Feature #1807
RCP: X.X, TreeTagger extension, train failed with incomplete lexicon
Status: | New | Start date: | 06/08/2016 | |
---|---|---|---|---|
Priority: | Normal | Due date: | ||
Assignee: | - | % Done: | 0% |
|
Category: | Commands | Spent time: | - | |
Target version: | TXM Palafra 3.0 |
Description
We want to train fro2.par with BFMGOLD2 and frolex-tt.tsv
TreeTagger fails with message :
TRAIN : BFMGOLD2 with /home/alavrent/LemmatisationTXM/frolex-tt.tsv to create fro2.par with properties [pos, frolemma] TT SRC file: /home/alavrent/TXM/corpora/BFMGOLD2/treetagger/BFMGOLD2.tt Warning, lexicon errors (20) found with words: Quil=[] tres=[] Amen=[] dune=[ADVint] o=[] fors=[] Dum=[ADVint] buver=[] »=[] Dumne=[ADVint] ... errors display is trucated, see /home/alavrent/TXM/corpora/BFMGOLD2/treetagger/errors.txt Adding words to a temporary lexicon: /home/alavrent/LemmatisationTXM/frolex-tt.tsv.fix Running ERROR: Missing lemma in line 579 Process exited abnormally with code 1 at Friday, 15 July 2016 /home/alavrent/Software/TreeTagger/bin/train-tree-tagger -quiet -st PONfrt -utf8 /home/alavrent/LemmatisationTXM/frolex-tt.tsv.fix /home/alavrent/TXM/corpora/BFMGOLD2/treetagger/openclasses.txt /home/alavrent/TXM/corpora/BFMGOLD2/treetagger/BFMGOLD2.tt /home/alavrent/fro2.par Done: /home/alavrent/fro2.par
Diagnostics¶
- what is the 'frolemma' parameter used for? Is the learning process supposed to access some lemma property in the gold corpus?

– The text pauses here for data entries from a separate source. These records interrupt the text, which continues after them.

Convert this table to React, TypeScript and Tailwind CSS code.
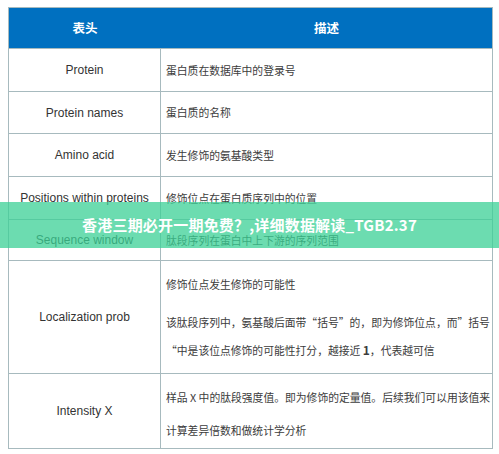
import React from "react";

const border = "border-[#a7babe]";

function Row({
  h,
  left,
  children,
}: {
  h: string;
  left: string;
  children: React.ReactNode;
}) {
  return (
    <div className={`grid grid-cols-[152px_1fr] border-t ${border} ${h}`}>
      <div
        className={`flex items-center justify-center border-r ${border} text-[12px] text-[#333] font-['Liberation_Sans','Noto_Sans_CJK_SC',sans-serif] whitespace-nowrap`}
      >
        {left}
      </div>
      <div className="flex flex-col justify-center pl-[5px] text-[10.8px] text-[#3c3c3c] font-['Noto_Sans_CJK_SC',sans-serif] whitespace-nowrap">
        {children}
      </div>
    </div>
  );
}

export default function App() {
  return (
    <div className="relative w-[499px] h-[454px] bg-white overflow-hidden">
      <div className="pt-[7px] pl-[8px]">
        <div className={`w-[485px] border ${border}`}>
          <div className="grid grid-cols-[152px_1fr] h-[40px] bg-[#0070c0] items-center text-white font-bold text-[12.5px] font-['Noto_Sans_CJK_SC',sans-serif]">
            <div className="text-center">表头</div>
            <div className="text-center">描述</div>
          </div>
          <Row h="h-[43px]" left="Protein">
            蛋白质在数据库中的登录号
          </Row>
          <Row h="h-[42px]" left="Protein names">
            蛋白质的名称
          </Row>
          <Row h="h-[43px]" left="Amino acid">
            发生修饰的氨基酸类型
          </Row>
          <Row h="h-[43px]" left="Positions within proteins">
            修饰位点在蛋白质序列中的位置
          </Row>
          <Row h="h-[41px]" left="Sequence window">
            肽段序列在蛋白中上下游的序列范围
          </Row>
          <div className={`grid grid-cols-[152px_1fr] border-t ${border} h-[113px]`}>
            <div
              className={`flex items-center justify-center border-r ${border} text-[12px] text-[#333] font-['Liberation_Sans','Noto_Sans_CJK_SC',sans-serif] whitespace-nowrap`}
            >
              Localization prob
            </div>
            <div className="flex flex-col pt-[9px] pl-[5px] text-[10.8px] text-[#3c3c3c] font-['Noto_Sans_CJK_SC',sans-serif] whitespace-nowrap">
              <p className="leading-[28px] mb-[10px]">修饰位点发生修饰的可能性</p>
              <p className="leading-[28px]">
                该肽段序列中，氨基酸后面带“括号”的，即为修饰位点，而”括号
              </p>
              <p className="leading-[28px]">
                “中是该位点修饰的可能性打分，越接近 <b className="font-bold text-[12px]">1</b>，代表越可信
              </p>
            </div>
          </div>
          <div className={`grid grid-cols-[152px_1fr] border-t ${border} h-[75px]`}>
            <div
              className={`flex items-center justify-center border-r ${border} text-[12px] text-[#333] font-['Liberation_Sans','Noto_Sans_CJK_SC',sans-serif] whitespace-nowrap`}
            >
              Intensity X
            </div>
            <div className="flex flex-col pt-[7px] pl-[5px] text-[10.8px] text-[#3c3c3c] font-['Noto_Sans_CJK_SC',sans-serif] whitespace-nowrap">
              <p className="leading-[33px]">
                样品 X 中的肽段强度值。即为修饰的定量值。后续我们可以用该值来
              </p>
              <p className="leading-[33px]">计算差异倍数和做统计学分析</p>
            </div>
          </div>
        </div>
      </div>
      <div className="absolute left-0 right-0 top-[202px] h-[46px] bg-[#3bd096]/75 flex items-center justify-center">
        <span className="text-white font-bold text-[15px] font-['Noto_Sans_CJK_SC',sans-serif] tracking-[0.2px] whitespace-nowrap">
          香港三期必开一期免费？,详细数据解读_TGB2.37
        </span>
      </div>
    </div>
  );
}
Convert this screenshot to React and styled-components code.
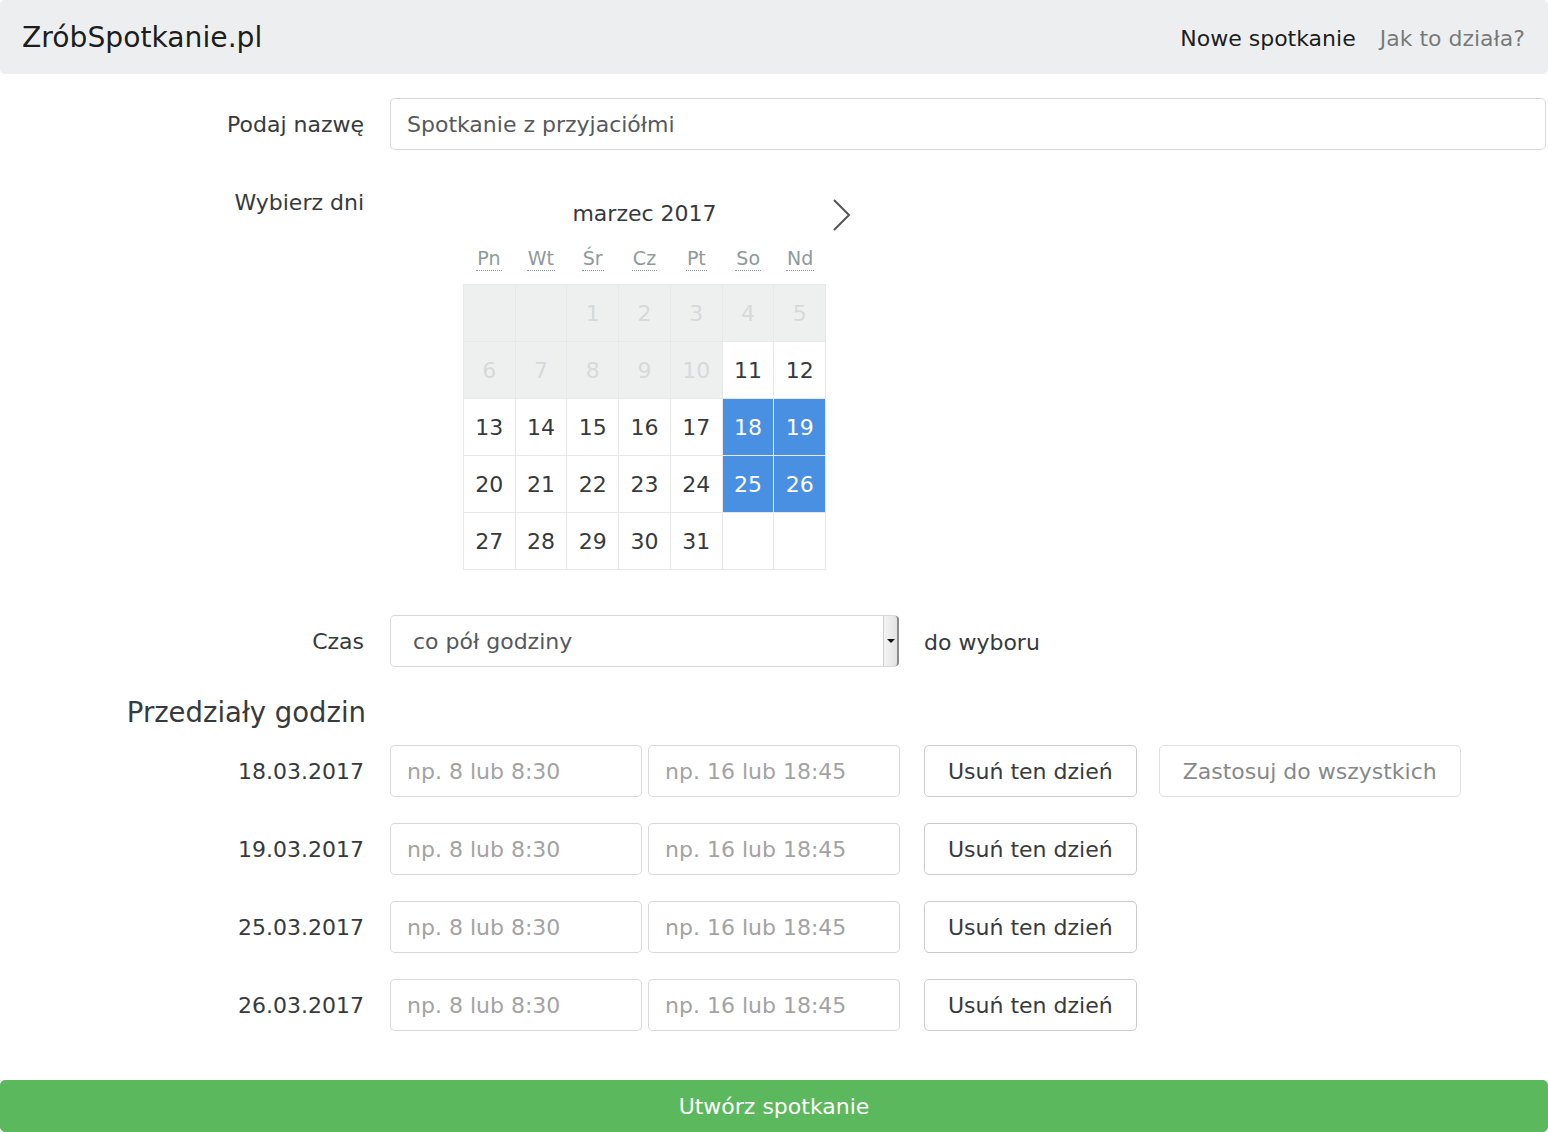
import React from "react";
import styled, { createGlobalStyle, css } from "styled-components";

const Global = createGlobalStyle`
  html, body { margin: 0; padding: 0; background: #fff; }
  body {
    font-family: "DejaVu Sans", "Liberation Sans", sans-serif;
    font-size: 22px;
    line-height: 1.5;
    color: #373a3c;
  }
  * { box-sizing: border-box; }
`;

const Page = styled.div`
  width: 1548px;
`;

const Navbar = styled.nav`
  height: 74px;
  background: #eceeef;
  border-radius: 5px;
  display: flex;
  align-items: center;
  justify-content: space-between;
  padding: 2px 23px 0 22px;
`;

const Brand = styled.a`
  font-size: 28.2px;
  color: rgba(0, 0, 0, 0.9);
  text-decoration: none;
`;

const NavLinks = styled.div`
  display: flex;
  gap: 24px;
`;

const NavLink = styled.a`
  color: ${(p) => (p.$active ? "rgba(0,0,0,0.9)" : "rgba(0,0,0,0.5)")};
  text-decoration: none;
  font-size: 22px;
`;

const Form = styled.form`
  padding: 24px 2px 0 0;
  display: flex;
  flex-direction: column;
`;

const Row = styled.div`
  display: grid;
  grid-template-columns: 390px 1fr;
  align-items: ${(p) => (p.$top ? "start" : "center")};
  margin-bottom: ${(p) => p.$mb || 0}px;
`;

const Label = styled.label`
  text-align: right;
  padding-right: 26px;
  padding-top: ${(p) => p.$pt || 0}px;
  font-size: 22px;
`;

const TextInput = styled.input`
  height: 52px;
  width: ${(p) => (p.$w ? `${p.$w}px` : "100%")};
  border: 1px solid rgba(0, 0, 0, 0.15);
  border-radius: 5px;
  padding: 0 16px;
  font-family: inherit;
  font-size: 22px;
  color: #55595c;
  background: #fff;
  outline: none;
  &::placeholder { color: #a3a3a3; }
`;

const CalendarCol = styled.div`
  padding: 16px 0 0 73px;
`;

const Calendar = styled.div`
  position: relative;
  width: 363px;
`;

const CalHeader = styled.div`
  height: 48px;
  line-height: 48px;
  text-align: center;
  font-size: 22px;
  color: #373a3c;
`;

const NextArrow = styled.button`
  position: absolute;
  right: -28px;
  top: 8px;
  width: 24px;
  height: 34px;
  padding: 0;
  border: 0;
  background: transparent;
  display: flex;
  align-items: center;
  justify-content: center;
`;

const Weekdays = styled.div`
  display: grid;
  grid-template-columns: repeat(7, 1fr);
  height: 46px;
  align-items: start;
  padding-top: 8px;
`;

const Weekday = styled.abbr`
  justify-self: center;
  font-size: 19px;
  color: #8e9a9b;
  text-decoration: none;
  border-bottom: 1px dotted #8e9a9b;
  line-height: 24px;
  padding: 0 1px;
`;

const DaysGrid = styled.div`
  display: grid;
  grid-template-columns: repeat(7, 1fr);
  grid-auto-rows: 56px;
  gap: 1px;
  background: #e7e9e9;
  border: 1px solid #e7e9e9;
  width: 363px;
`;

const Day = styled.div`
  display: flex;
  align-items: center;
  justify-content: center;
  font-size: 22px;
  background: #fff;
  color: #373a3c;
  ${(p) =>
    p.$disabled &&
    css`
      background: #eef0ef;
      color: #d6d9d9;
    `}
  ${(p) =>
    p.$selected &&
    css`
      background: #4a90e2;
      color: #fff;
    `}
`;

const SelectRow = styled.div`
  display: flex;
  align-items: center;
  gap: 25px;
`;

const SelectWrap = styled.div`
  position: relative;
  width: 509px;
  height: 52px;
`;

const Select = styled.select`
  appearance: none;
  width: 100%;
  height: 100%;
  border: 1px solid rgba(0, 0, 0, 0.15);
  border-radius: 5px;
  padding: 0 22px;
  font-family: inherit;
  font-size: 22px;
  color: #55595c;
  background: #fff;
  outline: none;
`;

const SelectButton = styled.span`
  position: absolute;
  right: 0;
  top: 1px;
  bottom: 1px;
  width: 16px;
  background: linear-gradient(to right, #f4f4f4, #e2e2e2);
  border-left: 1px solid #d0d0d0;
  border-right: 2px solid #8a8a8a;
  border-radius: 0 4px 4px 0;
  display: flex;
  align-items: center;
  justify-content: center;
  pointer-events: none;
  &::after {
    content: "";
    border-left: 4px solid transparent;
    border-right: 4px solid transparent;
    border-top: 4px solid #111;
  }
`;

const Plain = styled.span`
  font-size: 22px;
  padding-top: 2px;
`;

const Heading = styled.h4`
  font-size: 27.5px;
  font-weight: 400;
  line-height: 33px;
  text-align: right;
  width: 366px;
  margin: 29px 0 16px;
  color: #373a3c;
`;

const DayControls = styled.div`
  display: flex;
  align-items: center;
`;

const InputPair = styled.div`
  display: flex;
  gap: 6px;
  margin-right: 24px;
`;

const Button = styled.button`
  height: 52px;
  padding: 0 23px;
  border: 1px solid #ccc;
  border-radius: 5px;
  background: #fff;
  font-family: inherit;
  font-size: 22px;
  color: #373a3c;
  margin-right: 22px;
  ${(p) =>
    p.$disabled &&
    css`
      opacity: 0.6;
    `}
`;

const Submit = styled.button`
  margin-top: 49px;
  height: 52px;
  width: 1548px;
  border: 1px solid #5cb85c;
  border-radius: 5px;
  background: #5cb85c;
  color: #fff;
  font-family: inherit;
  font-size: 22px;
`;

const weekdays = ["Pn", "Wt", "Śr", "Cz", "Pt", "So", "Nd"];

const cells = [];
cells.push({ t: "", d: true }, { t: "", d: true });
for (let i = 1; i <= 10; i++) cells.push({ t: String(i), d: true });
for (let i = 11; i <= 31; i++)
  cells.push({ t: String(i), s: [18, 19, 25, 26].includes(i) });
cells.push({ t: "" }, { t: "" });

const dates = ["18.03.2017", "19.03.2017", "25.03.2017", "26.03.2017"];

export default function App() {
  return (
    <Page>
      <Global />
      <Navbar>
        <Brand href="#">ZróbSpotkanie.pl</Brand>
        <NavLinks>
          <NavLink $active href="#">Nowe spotkanie</NavLink>
          <NavLink href="#">Jak to działa?</NavLink>
        </NavLinks>
      </Navbar>
      <Form onSubmit={(e) => e.preventDefault()}>
        <Row $mb={24}>
          <Label>Podaj nazwę</Label>
          <TextInput defaultValue="Spotkanie z przyjaciółmi" />
        </Row>
        <Row $top $mb={45}>
          <Label $pt={12}>Wybierz dni</Label>
          <CalendarCol>
            <Calendar>
              <CalHeader>marzec 2017</CalHeader>
              <NextArrow type="button" aria-label="następny miesiąc">
                <svg width="20" height="34" viewBox="0 0 20 34">
                  <path d="M2 2 L17 17 L2 32" fill="none" stroke="#555" strokeWidth="2" />
                </svg>
              </NextArrow>
              <Weekdays>
                {weekdays.map((w) => (
                  <Weekday key={w} title={w}>{w}</Weekday>
                ))}
              </Weekdays>
              <DaysGrid>
                {cells.map((c, i) => (
                  <Day key={i} $disabled={c.d} $selected={c.s}>{c.t}</Day>
                ))}
              </DaysGrid>
            </Calendar>
          </CalendarCol>
        </Row>
        <Row>
          <Label>Czas</Label>
          <SelectRow>
            <SelectWrap>
              <Select defaultValue="30">
                <option value="30">co pół godziny</option>
                <option value="60">co godzinę</option>
              </Select>
              <SelectButton />
            </SelectWrap>
            <Plain>do wyboru</Plain>
          </SelectRow>
        </Row>
        <Heading>Przedziały godzin</Heading>
        {dates.map((d, i) => (
          <Row key={d} $mb={i < dates.length - 1 ? 26 : 0}>
            <Label>{d}</Label>
            <DayControls>
              <InputPair>
                <TextInput $w={252} placeholder="np. 8 lub 8:30" />
                <TextInput $w={252} placeholder="np. 16 lub 18:45" />
              </InputPair>
              <Button type="button">Usuń ten dzień</Button>
              {i === 0 && (
                <Button type="button" $disabled>Zastosuj do wszystkich</Button>
              )}
            </DayControls>
          </Row>
        ))}
        <Submit type="submit">Utwórz spotkanie</Submit>
      </Form>
    </Page>
  );
}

- lexicon errors come from upstream conversion errors which come from upstream incorrect pos values -> we must display conversion errors during the conversions process: example "unknown from tag value: 'PONffbl'", "unknown from tag value: 'PONfbl '"
Solution¶
Update frolex-1.0.tsv to frolex-2.0.tsv using BFMGOLD form+pos[+F].
Add a lexicon check step before training TreeTagger.
History
#1 Updated by Matthieu Decorde over 7 years ago
- Description updated (diff)
#2 Updated by Alexey Lavrentev about 7 years ago
- Description updated (diff)